→ Exercise
Determine the number of lines holding the word "components"; answer with that number only.

→ Supplied information
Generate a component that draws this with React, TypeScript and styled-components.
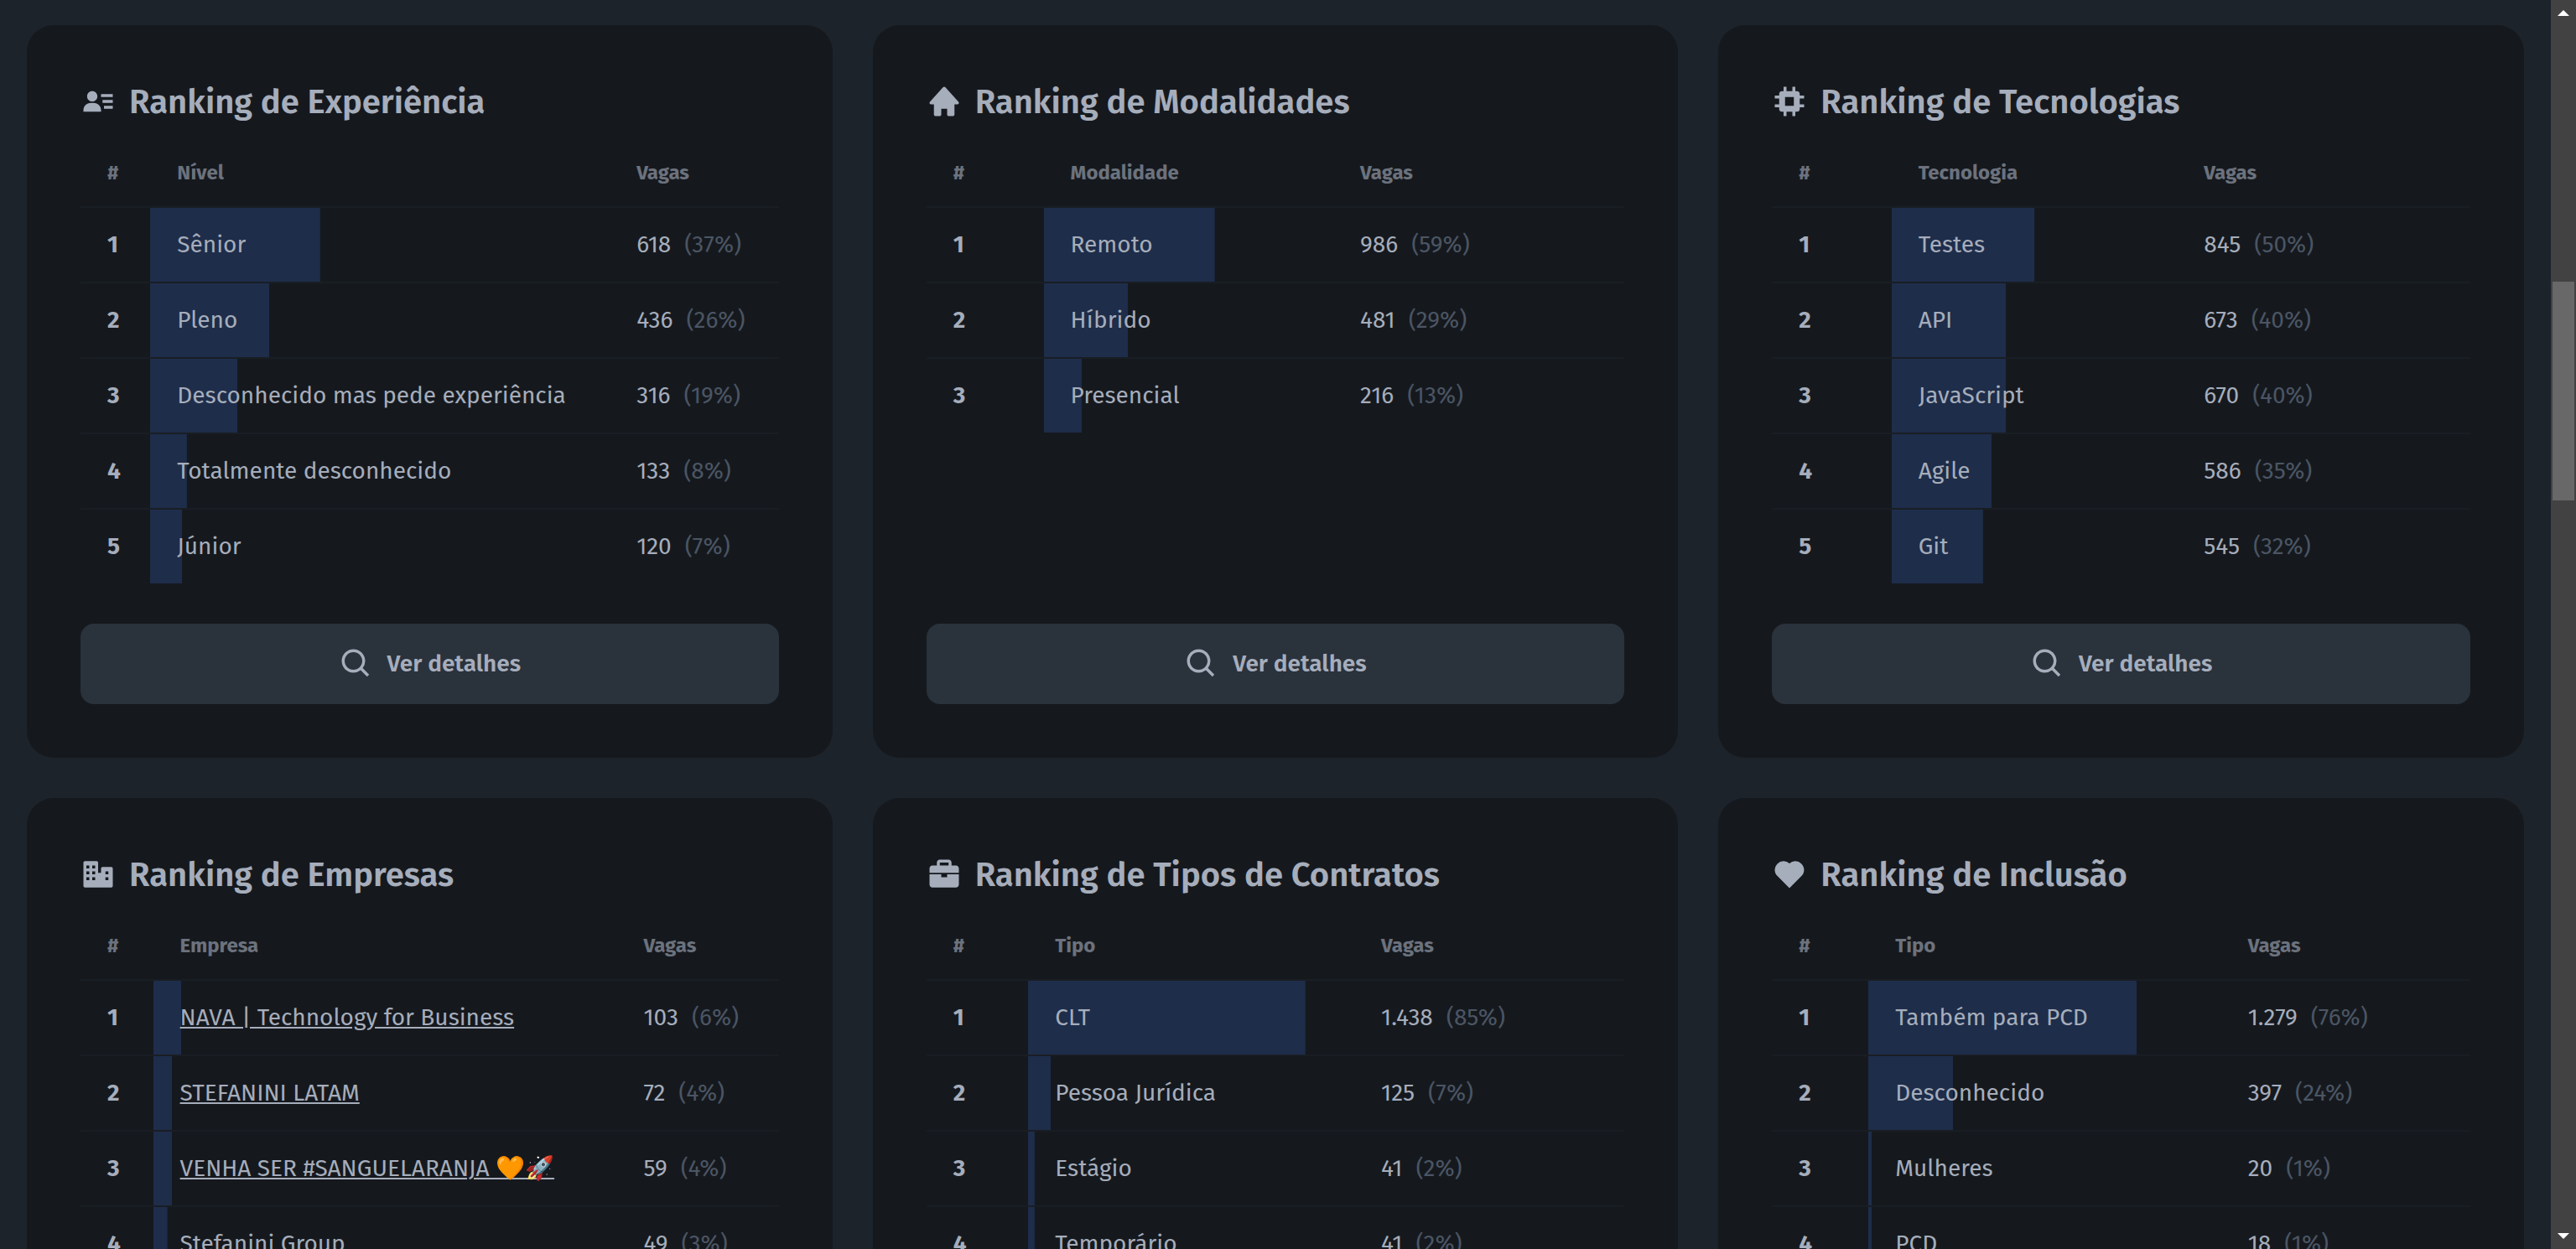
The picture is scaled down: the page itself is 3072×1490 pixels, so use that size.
import React from "react";
import styled, { createGlobalStyle } from "styled-components";
import {
  BiSearch,
  BiSolidUserDetail,
  BiSolidHome,
  BiSolidChip,
  BiSolidBriefcase,
  BiSolidHeart,
} from "react-icons/bi";

const color = {
  page: "#1d232a",
  card: "#15191e",
  line: "#191e24",
  button: "#2a323c",
  bar: "#1e2d4a",
  text: "#a6adbb",
  heading: "#6c727d",
  muted: "#4b5563",
};

const GlobalStyle = createGlobalStyle`
  *, *::before, *::after { box-sizing: border-box; }
  body {
    margin: 0;
    overflow: hidden;
    background: ${color.page};
    color: ${color.text};
    font-family: "Fira Sans", "Noto Sans", sans-serif;
    font-size: 28px;
    line-height: 40px;
  }
`;

const Page = styled.div`
  display: flex;
  height: 100vh;
  overflow: hidden;
`;

const Board = styled.main`
  flex: 1;
  min-width: 0;
  display: grid;
  grid-template-columns: repeat(3, minmax(0, 1fr));
  grid-auto-rows: max-content;
  gap: 48px;
  padding: 30px 32px;
`;

const Card = styled.section`
  display: flex;
  flex-direction: column;
  padding: 64px;
  border-radius: 32px;
  background: ${color.card};
`;

const CardTitle = styled.h2`
  display: flex;
  align-items: center;
  gap: 16px;
  margin: 0 0 16px;
  font-size: 40px;
  font-weight: 600;
  line-height: 56px;

  svg {
    flex: none;
    width: 42px;
    height: 42px;
    margin-bottom: 2px;
  }
`;

const Table = styled.table`
  width: 100%;
  table-layout: fixed;
  border-collapse: separate;
  border-spacing: 0;
  text-align: left;

  tbody tr:last-child > * {
    border-bottom: 0;
  }
`;

const Column = styled.col<{ $share?: number }>`
  width: ${(p) => (p.$share ? `${p.$share}%` : "auto")};
`;

const HeadCell = styled.th`
  padding: 24px 32px;
  border-bottom: 2px solid ${color.line};
  color: ${color.heading};
  font-size: 24px;
  font-weight: 700;
  line-height: 32px;
  white-space: nowrap;
`;

const Position = styled.th`
  padding: 24px 32px;
  border-bottom: 2px solid ${color.line};
  font-weight: 700;
`;

const Cell = styled.td`
  padding: 24px 32px;
  border-bottom: 2px solid ${color.line};
  white-space: nowrap;
`;

const BarCell = styled(Cell)`
  background-image: linear-gradient(${color.bar}, ${color.bar});
  background-repeat: no-repeat;
  background-origin: padding-box;
  background-clip: padding-box;
`;

const CompanyLink = styled.a`
  color: inherit;
  text-decoration: underline;
`;

const Share = styled.span`
  margin-left: 16px;
  color: ${color.muted};
`;

const DetailsButton = styled.button`
  display: flex;
  align-items: center;
  justify-content: center;
  gap: 16px;
  height: 96px;
  margin-top: auto;
  border: 0;
  border-radius: 16px;
  background: ${color.button};
  color: inherit;
  font: inherit;
  font-weight: 600;
  cursor: pointer;
`;

const TableArea = styled.div`
  padding-bottom: 48px;
`;

const Scrollbar = styled.div`
  flex: none;
  display: flex;
  flex-direction: column;
  align-items: center;
  width: 30px;
  background: #424242;
`;

const ScrollArrow = styled.svg`
  flex: none;
  width: 30px;
  height: 30px;
  fill: #ffffff;
`;

const ScrollTrack = styled.div`
  flex: 1;
  display: flex;
  flex-direction: column;
  align-items: center;
  width: 100%;
`;

const ScrollGap = styled.div<{ $grow: number }>`
  flex: ${(p) => p.$grow} 0 0;
`;

const ScrollThumb = styled.div`
  flex: 261 0 0;
  width: 26px;
  background: #686868;
`;

type Row = { name: string; total: string; share: number; href?: string };

type Ranking = {
  title: string;
  icon: React.ComponentType;
  label: string;
  columns: [number, number];
  rows: Row[];
};

/* Two joined office towers with square windows. */
function TowersIcon() {
  return (
    <svg viewBox="0 0 24 24" fill="currentColor" fillRule="evenodd" aria-hidden>
      <path d="M3 3h8a1 1 0 0 1 1 1v7h2V8a1 1 0 0 1 1-1h6a1 1 0 0 1 1 1v12a1 1 0 0 1-1 1H3a1 1 0 0 1-1-1V4a1 1 0 0 1 1-1zM4 6v2h2V6zM8 6v2h2V6zM4 10v2h2v-2zM8 10v2h2v-2zM4 14v2h2v-2zM8 14v2h2v-2zM17 10v2h2v-2zM17 14v2h2v-2z" />
    </svg>
  );
}

const rankings: Ranking[] = [
  {
    title: "Ranking de Experiência",
    icon: BiSolidUserDetail,
    label: "Nível",
    columns: [10, 65.8],
    rows: [
      { name: "Sênior", total: "618", share: 37 },
      { name: "Pleno", total: "436", share: 26 },
      { name: "Desconhecido mas pede experiência", total: "316", share: 19 },
      { name: "Totalmente desconhecido", total: "133", share: 8 },
      { name: "Júnior", total: "120", share: 7 },
    ],
  },
  {
    title: "Ranking de Modalidades",
    icon: BiSolidHome,
    label: "Modalidade",
    columns: [16.8, 41.5],
    rows: [
      { name: "Remoto", total: "986", share: 59 },
      { name: "Híbrido", total: "481", share: 29 },
      { name: "Presencial", total: "216", share: 13 },
    ],
  },
  {
    title: "Ranking de Tecnologias",
    icon: BiSolidChip,
    label: "Tecnologia",
    columns: [17.1, 40.9],
    rows: [
      { name: "Testes", total: "845", share: 50 },
      { name: "API", total: "673", share: 40 },
      { name: "JavaScript", total: "670", share: 40 },
      { name: "Agile", total: "586", share: 35 },
      { name: "Git", total: "545", share: 32 },
    ],
  },
  {
    title: "Ranking de Empresas",
    icon: TowersIcon,
    label: "Empresa",
    columns: [10.4, 66.4],
    rows: [
      { name: "NAVA | Technology for Business", total: "103", share: 6, href: "#nava" },
      { name: "STEFANINI LATAM", total: "72", share: 4, href: "#stefanini-latam" },
      { name: "VENHA SER #SANGUELARANJA 🧡🚀", total: "59", share: 4, href: "#sanguelaranja" },
      { name: "Stefanini Group", total: "49", share: 3, href: "#stefanini-group" },
    ],
  },
  {
    title: "Ranking de Tipos de Contratos",
    icon: BiSolidBriefcase,
    label: "Tipo",
    columns: [14.6, 46.7],
    rows: [
      { name: "CLT", total: "1.438", share: 85 },
      { name: "Pessoa Jurídica", total: "125", share: 7 },
      { name: "Estágio", total: "41", share: 2 },
      { name: "Temporário", total: "41", share: 2 },
    ],
  },
  {
    title: "Ranking de Inclusão",
    icon: BiSolidHeart,
    label: "Tipo",
    columns: [13.8, 50.5],
    rows: [
      { name: "Também para PCD", total: "1.279", share: 76 },
      { name: "Desconhecido", total: "397", share: 24 },
      { name: "Mulheres", total: "20", share: 1 },
      { name: "PCD", total: "18", share: 1 },
    ],
  },
];

function RankingCard({ title, icon: Icon, label, columns, rows }: Ranking) {
  return (
    <Card>
      <CardTitle>
        <Icon />
        {title}
      </CardTitle>
      <TableArea>
        <Table>
          <colgroup>
            <Column $share={columns[0]} />
            <Column $share={columns[1]} />
            <Column />
          </colgroup>
          <thead>
            <tr>
              <HeadCell scope="col">#</HeadCell>
              <HeadCell scope="col">{label}</HeadCell>
              <HeadCell scope="col">Vagas</HeadCell>
            </tr>
          </thead>
          <tbody>
            {rows.map((row, index) => (
              <tr key={row.name}>
                <Position scope="row">{index + 1}</Position>
                <BarCell style={{ backgroundSize: `${row.share}% 100%` }}>
                  {row.href ? <CompanyLink href={row.href}>{row.name}</CompanyLink> : row.name}
                </BarCell>
                <Cell>
                  {row.total}
                  <Share>({row.share}%)</Share>
                </Cell>
              </tr>
            ))}
          </tbody>
        </Table>
      </TableArea>
      <DetailsButton type="button">
        <BiSearch size={42} aria-hidden />
        Ver detalhes
      </DetailsButton>
    </Card>
  );
}

export default function App() {
  return (
    <Page>
      <GlobalStyle />
      <Board>
        {rankings.map((ranking) => (
          <RankingCard key={ranking.title} {...ranking} />
        ))}
      </Board>
      <Scrollbar aria-hidden>
        <ScrollArrow viewBox="0 0 30 30">
          <path d="M15 12l7 7H8z" />
        </ScrollArrow>
        <ScrollTrack>
          <ScrollGap $grow={306} />
          <ScrollThumb />
          <ScrollGap $grow={863} />
        </ScrollTrack>
        <ScrollArrow viewBox="0 0 30 30">
          <path d="M15 18l7-7H8z" />
        </ScrollArrow>
      </Scrollbar>
    </Page>
  );
}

→ Task response
2